TEKST: MARJOLEIN VAN TRIGT
Lydian Medema is projectmanager van het early warning signals-project van de Faculty of Science and Engineering aan de Rijksuniversiteit Groningen (RUG). Ze is blij met de positieve reacties van studenten en studieadviseurs op het project.
Wat was de aanleiding voor het early warning signals-project?
In het studiejaar 2017-2018 vond een groot onderzoek plaats waaruit bleek dat de studieresultaten van internationale studenten binnen onze faculteit achterbleven bij die van studenten met een Nederlandse vooropleiding. Daar zijn verschillende projecten uit voortgekomen, waaronder dit. Inmiddels zit er vier man op het project, plus adviseurs.
Hoe gaat het?
Twee collega’s zijn bezig met het analyseren van alle data die we in handen hebben. Dat moet grondig gebeuren. Veel data die wij als input gebruiken, was ooit output van iets anders. Dat betekent dat de data niet zo kant en klaar is als je zou willen. Data blijkt bijvoorbeeld niet handig of niet consequent opgeslagen. Dat kost veel tijd.
Voor wie is het project?
Alle eerstejaars studenten van onze faculteit krijgen inzicht in hun personal course report. Daarin staat per cursus hoe ze het doen ten opzichte van het gemiddelde van de groep.

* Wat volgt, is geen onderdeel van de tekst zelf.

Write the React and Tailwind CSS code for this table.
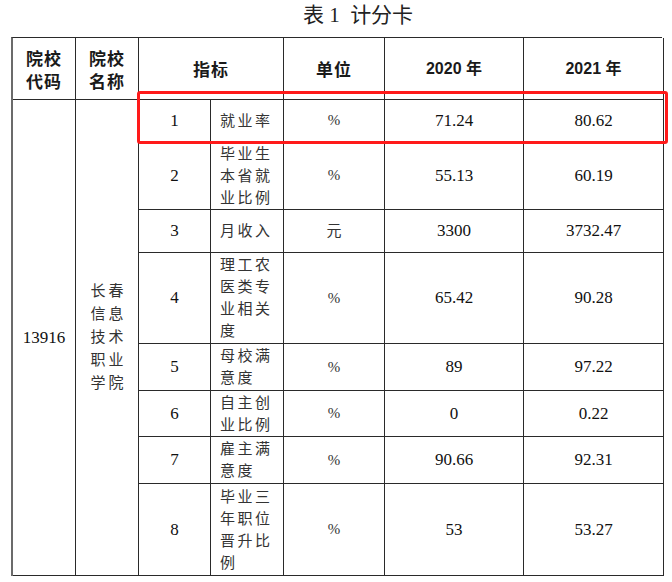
const rows = [
  { no: '1', lines: ['就业率'], unit: '%', y20: '71.24', y21: '80.62' },
  { no: '2', lines: ['毕业生', '本省就', '业比例'], unit: '%', y20: '55.13', y21: '60.19' },
  { no: '3', lines: ['月收入'], unit: '元', y20: '3300', y21: '3732.47' },
  { no: '4', lines: ['理工农', '医类专', '业相关', '度'], unit: '%', y20: '65.42', y21: '90.28' },
  { no: '5', lines: ['母校满', '意度'], unit: '%', y20: '89', y21: '97.22' },
  { no: '6', lines: ['自主创', '业比例'], unit: '%', y20: '0', y21: '0.22' },
  { no: '7', lines: ['雇主满', '意度'], unit: '%', y20: '90.66', y21: '92.31' },
  { no: '8', lines: ['毕业三', '年职位', '晋升比', '例'], unit: '%', y20: '53', y21: '53.27' },
]

const cell = 'border-r border-b border-[#2a2a2a] flex items-center justify-center overflow-hidden'
const num = "font-['Liberation_Serif','Times_New_Roman',serif] text-[17px] text-[#111]"
const head = "font-['Noto_Sans_CJK_SC',sans-serif] font-bold text-[17px] tracking-[1px]"

export default function App() {
  return (
    <div className="w-[672px] h-[582px] bg-white text-[#1a1a1a] font-['Liberation_Serif','Noto_Sans_CJK_SC',serif]">
      {/* title */}
      <div className="h-[37px] pl-[44px] text-center text-[21px] leading-[30px] text-[#222]">
        表 <span className="font-['Liberation_Serif',serif]">1</span>&nbsp; 计分卡
      </div>

      <div className="relative ml-[11px] w-[651px]">
        <div className="grid grid-cols-[63px_63px_72px_73px_101px_139px_140px] grid-rows-[62px_42px_68px_43px_91px_47px_46px_47px_92px] border-l-2 border-t border-l-[#6b6b6b] border-t-[#2a2a2a]">
          {/* header */}
          <div className={`${cell} ${head} flex-col leading-[23px]`}>
            <span>院校</span>
            <span>代码</span>
          </div>
          <div className={`${cell} ${head} flex-col leading-[23px]`}>
            <span>院校</span>
            <span>名称</span>
          </div>
          <div className={`${cell} ${head} col-span-2`}>指标</div>
          <div className={`${cell} ${head}`}>单位</div>
          <div className={`${cell} font-['Liberation_Sans','Noto_Sans_CJK_SC',sans-serif] text-[16px] font-bold`}>2020 年</div>
          <div className={`${cell} font-['Liberation_Sans','Noto_Sans_CJK_SC',sans-serif] text-[16px] font-bold`}>2021 年</div>

          {/* school code & name */}
          <div className={`${cell} ${num} col-start-1 row-start-2 row-span-8`}>13916</div>
          <div className={`${cell} col-start-2 row-start-2 row-span-8 flex-col text-[15px] leading-[23px] tracking-[3px] text-[#333] pl-[3px]`}>
            <span>长春</span>
            <span>信息</span>
            <span>技术</span>
            <span>职业</span>
            <span>学院</span>
          </div>

          {rows.map((r) => (
            <Row key={r.no} r={r} />
          ))}
        </div>

        {/* highlight */}
        <div className="absolute left-[126px] top-[54px] w-[531px] h-[53px] border-[3px] border-[#ff1a1a] rounded-[3px] pointer-events-none" />
      </div>
    </div>
  )
}

function Row({ r }) {
  return (
    <>
      <div className={`${cell} ${num} col-start-3`}>{r.no}</div>
      <div className={`${cell} !justify-start pl-[9px] text-[15px] leading-[22px] tracking-[2.5px] text-[#333]`}>
        <div className="flex flex-col">
          {r.lines.map((l, i) => (
            <span key={i}>{l}</span>
          ))}
        </div>
      </div>
      <div className={`${cell} text-[15px] text-[#333]`}>{r.unit}</div>
      <div className={`${cell} ${num}`}>{r.y20}</div>
      <div className={`${cell} ${num}`}>{r.y21}</div>
    </>
  )
}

Voor de studieadviseurs maken we overzichten van de tussenresultaten van vakken. En de docenten krijgen later een dashboard met feedback over hun cursus. Nog niet alle programma’s doen mee – soms ligt dat aan de inrichting van het onderwijs, soms aan een gebrek aan data. Uiteindelijk willen we dit project doortrekken naar andere faculteiten.
Wat levert het op?
Waardevolle informatie. In mijn eigen studietijd hingen er gewoon cijferlijsten in de collegezaal – die behoefte is er nog steeds, met name voor studenten die een ander beoordelingssysteem gewend zijn. Soms zijn ze gewend om beoordeeld te worden ten opzichte van de groep. Het krijgen van een 8 zegt dan niet zo veel, maar al meer als ze weten dat het gemiddelde een 6,5 was.
Op basis van de bevindingen uit de rapportages die we de studieadviseurs geven, zoeken zij meer contact met studenten. Natuurlijk willen ze studenten meer kunnen bieden dan een boodschap als ‘het gaat niet zo lekker he?’ Daarom hebben we samen met de studieadviseurs een workshopreeks op poten gezet om studenten te begeleiden. Veel voorkomende vragen behandelen we bijvoorbeeld groepsgewijs. In het volgende studiejaar zullen we dat uitbreiden.
Wat vinden de studieadviseurs hiervan?
Ze zijn overwegend enthousiast. Vooral aan het begin van het studiejaar geeft het veel extra informatie. Als studieadviseur weet je normaal gesproken niets totdat half november de eerste resultaten op de vakken binnenkomen. Nu hebben ze al eerder informatie over de studenten en dat wordt erg gewaardeerd.
Dit studiejaar is lastig geweest omdat er veel op afstand moest. Je leert studenten minder persoonlijk kennen. Data lossen dat gemis niet op, maar in deze tijd was het wel extra welkom dat we deze weg zijn ingeslagen.
Waar bent u het meest trots op als het gaat om de inzet van studiedata?
Ik ben heel trots op de positieve vibe rondom dit onderwerp. We hebben met z’n allen echt zin om hiermee verder te gaan.
Wat is uw ‘droom’ en wat is daarvoor nodig?
Studieadviseurs gebruiken nu verschillende systemen als bronnen. Het zou fijn zijn om dat allemaal samen te brengen, zodat je per student een gebundeld overzicht hebt. Idealiter staat er een vlaggetje bij de mensen naar wie je moet kijken en een knop met ‘benader deze student’.
We zijn een groeiende faculteit, de groepen worden groter. Als eerstejaars kun je je verloren voelen in de massa. Ik hoop dat ze voelen dat dat niet het geval is. Mijn droom zou zijn dat ze weten dat ze echt gezien worden en dat er hulp voor ze is, waar ze ook mee zitten. Dat ze door alles wat wij doen, weten dat er aan ze wordt gedacht.